▶ EXERCISE GOAL: Will you return, word for word, only the lines from the top of the data below down to and including the one with "const H = 400;"?

▶ SUPPLIED INFORMATION:
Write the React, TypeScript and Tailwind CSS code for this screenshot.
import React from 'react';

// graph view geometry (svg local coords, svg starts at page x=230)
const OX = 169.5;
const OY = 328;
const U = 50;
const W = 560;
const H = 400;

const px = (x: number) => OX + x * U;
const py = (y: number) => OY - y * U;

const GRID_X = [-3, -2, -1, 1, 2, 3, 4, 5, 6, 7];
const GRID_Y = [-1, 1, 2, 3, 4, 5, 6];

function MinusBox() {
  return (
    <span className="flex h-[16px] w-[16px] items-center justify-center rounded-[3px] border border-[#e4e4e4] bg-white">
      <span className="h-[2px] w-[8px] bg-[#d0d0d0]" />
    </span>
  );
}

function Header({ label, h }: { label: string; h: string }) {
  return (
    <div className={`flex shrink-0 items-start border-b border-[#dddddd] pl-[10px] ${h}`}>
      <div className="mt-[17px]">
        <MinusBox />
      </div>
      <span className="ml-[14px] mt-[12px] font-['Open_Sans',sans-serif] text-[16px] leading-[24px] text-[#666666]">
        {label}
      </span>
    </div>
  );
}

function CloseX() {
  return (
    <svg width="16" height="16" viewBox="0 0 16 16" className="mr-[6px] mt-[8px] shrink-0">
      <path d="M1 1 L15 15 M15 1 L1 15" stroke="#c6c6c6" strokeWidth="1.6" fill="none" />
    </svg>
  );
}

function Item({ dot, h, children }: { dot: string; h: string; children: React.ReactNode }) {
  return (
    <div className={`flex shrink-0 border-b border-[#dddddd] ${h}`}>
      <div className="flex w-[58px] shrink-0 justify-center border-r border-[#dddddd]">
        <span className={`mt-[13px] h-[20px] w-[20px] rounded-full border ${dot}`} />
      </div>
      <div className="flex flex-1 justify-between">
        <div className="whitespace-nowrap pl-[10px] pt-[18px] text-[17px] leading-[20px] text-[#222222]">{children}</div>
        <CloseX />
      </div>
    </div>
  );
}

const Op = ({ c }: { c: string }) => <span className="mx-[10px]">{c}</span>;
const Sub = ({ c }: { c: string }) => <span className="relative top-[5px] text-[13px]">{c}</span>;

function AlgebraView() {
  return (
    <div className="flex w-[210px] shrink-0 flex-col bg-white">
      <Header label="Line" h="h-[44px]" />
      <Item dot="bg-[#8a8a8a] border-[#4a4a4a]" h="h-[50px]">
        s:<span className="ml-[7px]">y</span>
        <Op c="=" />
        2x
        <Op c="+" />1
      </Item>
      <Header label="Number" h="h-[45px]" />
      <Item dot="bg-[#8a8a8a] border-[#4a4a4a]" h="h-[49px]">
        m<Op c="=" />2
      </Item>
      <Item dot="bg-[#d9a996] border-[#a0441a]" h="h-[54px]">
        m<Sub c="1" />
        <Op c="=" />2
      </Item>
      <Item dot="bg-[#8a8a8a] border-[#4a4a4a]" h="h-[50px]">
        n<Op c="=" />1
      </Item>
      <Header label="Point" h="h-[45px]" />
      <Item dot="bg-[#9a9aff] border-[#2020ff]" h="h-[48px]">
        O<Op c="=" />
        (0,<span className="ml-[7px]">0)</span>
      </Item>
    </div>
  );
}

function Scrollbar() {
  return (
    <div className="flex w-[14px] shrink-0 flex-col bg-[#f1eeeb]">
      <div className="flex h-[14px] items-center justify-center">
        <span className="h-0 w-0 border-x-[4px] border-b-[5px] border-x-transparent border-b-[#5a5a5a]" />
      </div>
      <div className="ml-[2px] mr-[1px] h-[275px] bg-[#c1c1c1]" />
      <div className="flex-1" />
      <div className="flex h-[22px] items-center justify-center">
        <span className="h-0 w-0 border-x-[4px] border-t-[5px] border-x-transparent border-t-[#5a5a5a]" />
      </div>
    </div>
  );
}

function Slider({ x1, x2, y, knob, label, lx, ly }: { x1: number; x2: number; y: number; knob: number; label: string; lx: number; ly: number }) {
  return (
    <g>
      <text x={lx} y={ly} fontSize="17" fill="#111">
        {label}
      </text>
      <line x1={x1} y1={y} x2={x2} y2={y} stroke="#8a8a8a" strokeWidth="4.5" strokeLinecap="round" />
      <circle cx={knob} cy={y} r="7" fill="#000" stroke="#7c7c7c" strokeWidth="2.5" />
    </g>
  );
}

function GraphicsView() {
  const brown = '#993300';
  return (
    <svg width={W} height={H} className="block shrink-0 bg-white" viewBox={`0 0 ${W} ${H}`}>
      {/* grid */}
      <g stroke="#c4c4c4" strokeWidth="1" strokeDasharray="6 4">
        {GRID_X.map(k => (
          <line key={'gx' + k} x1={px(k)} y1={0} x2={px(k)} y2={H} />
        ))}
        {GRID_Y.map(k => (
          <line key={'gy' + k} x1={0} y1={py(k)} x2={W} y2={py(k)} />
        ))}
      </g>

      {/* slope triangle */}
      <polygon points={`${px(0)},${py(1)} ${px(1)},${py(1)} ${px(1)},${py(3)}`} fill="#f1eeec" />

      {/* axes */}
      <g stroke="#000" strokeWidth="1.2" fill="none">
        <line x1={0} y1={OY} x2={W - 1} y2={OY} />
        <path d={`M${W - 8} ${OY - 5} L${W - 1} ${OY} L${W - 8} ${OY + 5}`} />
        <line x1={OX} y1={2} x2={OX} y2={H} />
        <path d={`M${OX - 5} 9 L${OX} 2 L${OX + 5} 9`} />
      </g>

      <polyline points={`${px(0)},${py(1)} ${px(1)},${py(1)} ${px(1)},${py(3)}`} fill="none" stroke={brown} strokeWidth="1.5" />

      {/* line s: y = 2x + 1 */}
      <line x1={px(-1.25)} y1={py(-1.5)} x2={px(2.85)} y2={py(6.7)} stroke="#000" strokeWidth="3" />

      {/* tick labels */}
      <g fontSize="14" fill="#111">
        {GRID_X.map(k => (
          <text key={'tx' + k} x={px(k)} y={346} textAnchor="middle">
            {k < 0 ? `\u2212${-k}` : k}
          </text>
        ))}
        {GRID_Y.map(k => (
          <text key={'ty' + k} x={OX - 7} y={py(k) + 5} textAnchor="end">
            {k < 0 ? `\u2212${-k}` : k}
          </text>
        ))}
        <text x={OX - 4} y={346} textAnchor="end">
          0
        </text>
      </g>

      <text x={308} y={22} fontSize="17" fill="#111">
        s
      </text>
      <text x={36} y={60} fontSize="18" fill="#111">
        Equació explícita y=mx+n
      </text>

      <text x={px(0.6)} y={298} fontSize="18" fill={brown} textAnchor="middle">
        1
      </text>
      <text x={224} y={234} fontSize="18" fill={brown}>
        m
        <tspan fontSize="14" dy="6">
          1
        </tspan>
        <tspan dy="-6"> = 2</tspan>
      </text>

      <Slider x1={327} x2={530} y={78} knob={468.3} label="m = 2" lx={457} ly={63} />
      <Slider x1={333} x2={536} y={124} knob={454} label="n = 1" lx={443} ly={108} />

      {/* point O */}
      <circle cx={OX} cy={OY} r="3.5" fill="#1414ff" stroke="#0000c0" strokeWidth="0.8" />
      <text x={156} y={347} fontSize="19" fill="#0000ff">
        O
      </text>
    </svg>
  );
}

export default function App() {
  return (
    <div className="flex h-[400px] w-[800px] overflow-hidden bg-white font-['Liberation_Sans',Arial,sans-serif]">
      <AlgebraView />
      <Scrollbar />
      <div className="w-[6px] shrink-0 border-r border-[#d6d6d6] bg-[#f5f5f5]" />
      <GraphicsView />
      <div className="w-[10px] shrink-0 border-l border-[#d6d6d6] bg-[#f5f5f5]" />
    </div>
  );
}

▶ RESPONSE:
Write the React, TypeScript and Tailwind CSS code for this screenshot.
import React from 'react';

// graph view geometry (svg local coords, svg starts at page x=230)
const OX = 169.5;
const OY = 328;
const U = 50;
const W = 560;
const H = 400;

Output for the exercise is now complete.